3. People will ask you what your work means and you will try to explain it to them, but you won't really be able to explain it even if it sounds like you are saying something intelligent.
4. You should not be able to explain it. There should always be something ineffable and mysterious about it, even for you. If you've got all the answers, your work will not soar.
5. If you write with a narrative goal in mind, or if you write trying to shoehorn themes and big ideas into your work, it will become leaden and sink.
6. The only way to write fiction that will take someone else by surprise is to let your work take you by surprise too. Get lost. Be scared. Have no idea where you're headed. All those wrong directions are really right directions because they get you where you want to go.
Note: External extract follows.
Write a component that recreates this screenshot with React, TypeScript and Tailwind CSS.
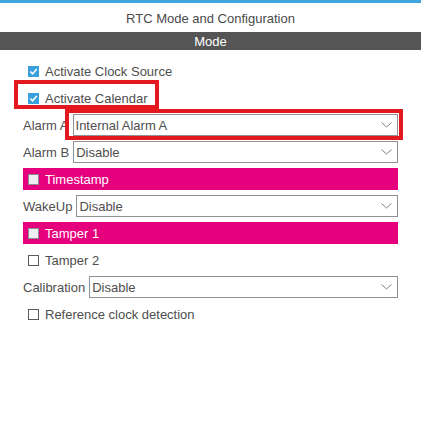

7. You'll know you're at the end when you write something utterly unexpected and surprising to you, and then, when you try to write past it, you can't. You'll realize that without saying what you thought you were going to say, you've said it.
8.. Fiction is a living thing. Each day, you have to recreate not only the work, but who you are as a writer. You have to ask yourself all over again why you're doing what you're doing, and how you're going to do what you want to do, even if you gave yourself a perfectly good answer the day before. Don't stop making yourself answer that question. It's crucial.
9. Rewrite, rewrite, rewrite.
10. Your work will often look horrible and embarrassing.It will be unoriginal. It will fill you with shame. You will lie down on your bed and think that no one has ever written more awful, ungainly sentences than you. Get up off the bed. Don't panic. Like any kid - your work has to go through its awkward, pimply faced adolescence before it emerges as something another person might want to look at, hold in her hands, take into her heart.
Like all advice, take it or leave it. Even if you reject some or all of it, the process of considering it and tossing it out will get you closer to identifying what writing means for you.
Thanks TEV readers for letting me into your world for the week. I loved reading all your comments and I appreciate the book suggestions. I hand you back to your fearless leader. Cheers!